View of Chester 82 at the northwest corner of Chester Avenue and East 82nd Street. Construction permit applications are being submitted to start work on this project possibly before the end of summer (Sullivan Bruck).

Just north of Chester 82, another apartment building may go up soon. Geis Companies of Cleveland and Streetsboro is planning a 42-unit project at 1830 E. 82nd St. that’s similar in design and identical in unit count to The Lumos apartments, 1866 E. 93rd St., that opened earlier this year. Conrad Geis, director and managing partner at Geis Cos., said his firm was retained by ARPI Development LLC of Cleveland to be the developer on a programmatic basis for this project as it was with The Lumos. Financing is near to being finalized for this project.

Another building of similar size and unit count is planned by Geis at 1839 E. 90th St. but isn’t as far along in the assembly of its capital stack as East 82nd. The same development team is also creating Park Lamont which includes a four-story, 38-unit apartment building at the southwest corner of Lamont Avenue and East 97th Street. And, Park Lamont has 12 rental townhouses on the east side of East 97th, between Lamont and Woodward avenues, plus another 27 townhomes along the north side of the east half of Woodward, continuing all the way to East 101st Street. Park Lamont is named after the street next to the newly renovated Orr Park.

North of Lamont, East 101st turns into Ansel Road. That’s where more development activity is happening. Or, more accurately, the precursor to more development. In the vicinity of Kenmore Avenue, three old, neglected apartment buildings were demolished in the last several years, the most recent of which occurred earlier this year. At 1552 Ansel, The Linnette Apartments was taken down by its owner Vesta Corp. of Connecticut which also owns and recently renovated the adjacent Regency Square Apartments.

Although there is a Marous sign and construction vehicles parked on the site that was cleared of The Linnette Apartments, they’re not for construction on that site — yet. Those are there for repairs and renovations being made to the neighboring Wade Park High-Rise Apartments, 9500 Wade Park Ave., owned by the Cuyahoga Metropolitan Housing Authority, said Khalid Hawthorne, senior acquisition and development manager at the Famicos Foundation, a community development corporation for Hough, Glenville and St Clair-Superior.

Conceptual rendering of the proposed Lynette Gardens Senior Apartment Homes at 1552 Ansel Ave. This would replace the long-closed and dilapidated Linnette Apartments that were demolished earlier this year (Marous Brothers).

But there could be a development project on that site someday.
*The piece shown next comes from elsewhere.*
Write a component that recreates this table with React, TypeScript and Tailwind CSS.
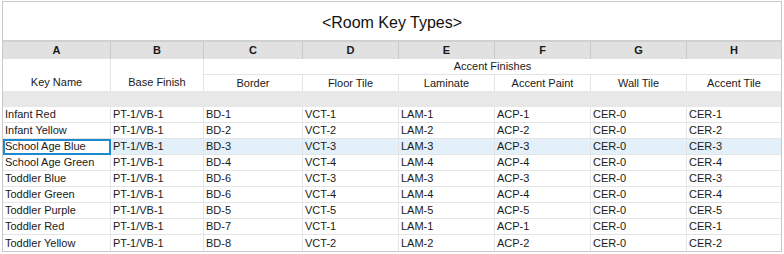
const rows = [
  ["Infant Red", "PT-1/VB-1", "BD-1", "VCT-1", "LAM-1", "ACP-1", "CER-0", "CER-1"],
  ["Infant Yellow", "PT-1/VB-1", "BD-2", "VCT-2", "LAM-2", "ACP-2", "CER-0", "CER-2"],
  ["School Age Blue", "PT-1/VB-1", "BD-3", "VCT-3", "LAM-3", "ACP-3", "CER-0", "CER-3"],
  ["School Age Green", "PT-1/VB-1", "BD-4", "VCT-4", "LAM-4", "ACP-4", "CER-0", "CER-4"],
  ["Toddler Blue", "PT-1/VB-1", "BD-6", "VCT-3", "LAM-3", "ACP-3", "CER-0", "CER-3"],
  ["Toddler Green", "PT-1/VB-1", "BD-6", "VCT-4", "LAM-4", "ACP-4", "CER-0", "CER-4"],
  ["Toddler Purple", "PT-1/VB-1", "BD-5", "VCT-5", "LAM-5", "ACP-5", "CER-0", "CER-5"],
  ["Toddler Red", "PT-1/VB-1", "BD-7", "VCT-1", "LAM-1", "ACP-1", "CER-0", "CER-1"],
  ["Toddler Yellow", "PT-1/VB-1", "BD-8", "VCT-2", "LAM-2", "ACP-2", "CER-0", "CER-2"],
];

const letters = ["A", "B", "C", "D", "E", "F", "G", "H"];
const accent = ["Border", "Floor Tile", "Laminate", "Accent Paint", "Wall Tile", "Accent Tile"];
const cols = "grid grid-cols-[108px_93px_99px_96px_96px_96px_96px_94px]";
const selected = 2;

export default function App() {
  return (
    <div className="w-[784px] h-[254px] bg-white pl-[2px] pt-[1px] font-['Liberation_Sans',Arial,sans-serif] text-[11px] text-[#1a1a1a]">
      <div className="w-[780px] border border-[#c8c8c8]">
        {/* schedule title */}
        <div className="h-[40px] flex items-center justify-center pt-[3px] text-[16px] text-[#111] border-b-2 border-[#d0d0d0]">
          &lt;Room Key Types&gt;
        </div>

        {/* column letters */}
        <div className={`${cols} h-[17px] bg-[#e1e1e1]`}>
          {letters.map((l, i) => (
            <div
              key={l}
              className={`flex items-center justify-center font-bold ${i < 7 ? "border-r border-[#c9c9c9]" : ""}`}
            >
              {l}
            </div>
          ))}
        </div>

        {/* grouped headers */}
        <div className={`${cols} grid-rows-[16px_16px]`}>
          <div className="row-span-2 flex items-end justify-center pb-[1px] border-r border-[#e4e4e4]">Key Name</div>
          <div className="row-span-2 flex items-end justify-center pb-[1px] border-r border-[#e4e4e4]">Base Finish</div>
          <div className="col-span-6 flex items-center justify-center border-b border-[#e4e4e4]">Accent Finishes</div>
          {accent.map((h, i) => (
            <div
              key={h}
              className={`flex items-center justify-center ${i < 5 ? "border-r border-[#e4e4e4]" : ""}`}
            >
              {h}
            </div>
          ))}
        </div>

        <div className="h-[16px] bg-[#e8e8e8]" />

        {rows.map((r, ri) => (
          <div
            key={r[0]}
            className={`${cols} h-[16px] ${ri < rows.length - 1 ? "border-b border-[#e4e4e4]" : ""} ${ri === selected ? "bg-[#e3f0f9]" : ""}`}
          >
            {r.map((c, ci) => (
              <div
                key={ci}
                className={`relative flex items-center pl-[2px] leading-none ${ci < 7 ? "border-r border-[#e4e4e4]" : ""} ${ri === selected && ci === 0 ? "bg-white" : ""}`}
              >
                {c}
                {ri === selected && ci === 0 && (
                  <div className="absolute left-0 right-[-1px] top-0 bottom-[-1px] border-2 border-[#1d8ad0]" />
                )}
              </div>
            ))}
          </div>
        ))}
      </div>
    </div>
  );
}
Owner Vesta, developer Hopmeadow Development, Inc. of Connecticut, general contractor Marous and partner Famicos have jointly submitted requests for Low Income Housing Tax Credits (LIHTC) from the Ohio Housing Finance Agency (OHFA) to help it finance the construction of a mixed-income, 65-unit complex called the Lynette Gardens Senior Apartment Homes at 1552 Ansel. Proposed are 52 affordable apartments and 13 market-rate units, according to its LIHTC application to OHFA.

“The development will reinvigorate the existing blighted property, and seamlessly fuse with a neighborhood that is undergoing a modern revival while maintaining its historic roots,” Hopmeadow Development’s LIHTC application noted.

Construction costs for the Lynette Gardens apartments are estimated at about $11 million but all costs taken together including acquisition, professional fees, site development and financing total nearly $16 million. The demolition of the prior structure alone cost $300,000 and was carried out by Environmental Renovation Group LLC of Lorain, according to city records.

Unfortunately, city records also show no visible progress on the start of proposed renovation work at the vacant, 10-story Ninety-Four Ten Apartments, 9410 Hough Ave. Once financing is in place, the former Kingsbury Apartments are to be renovated by Washington DC-based Northern Real Estate Urban Ventures (NREUV) and Sullivan Land Services Co. of Galveston, TX. NREUV said it hopes to get started first on redeveloping the Martin Luther King Jr. Plaza shopping center at 9300 Wade Park Ave.

Construction also has yet to begin for Gordon Crossing on East 101st at Woodward Avenue. Columbus-based Woda Cooper Development Inc. and Frontline Development Group of Beachwood plan an apartment building with 46 affordable housing units. Gordon Crossing won LIHTCs last year and could see construction by the end of this year. Lastly, Inspirion Group’s Addis View Apartments, 1878 E. 90th St., got its occupancy permit last week for 131 apartments in its first phase. However, no construction is imminent for later phases that could bring the total number of housing units to about 400.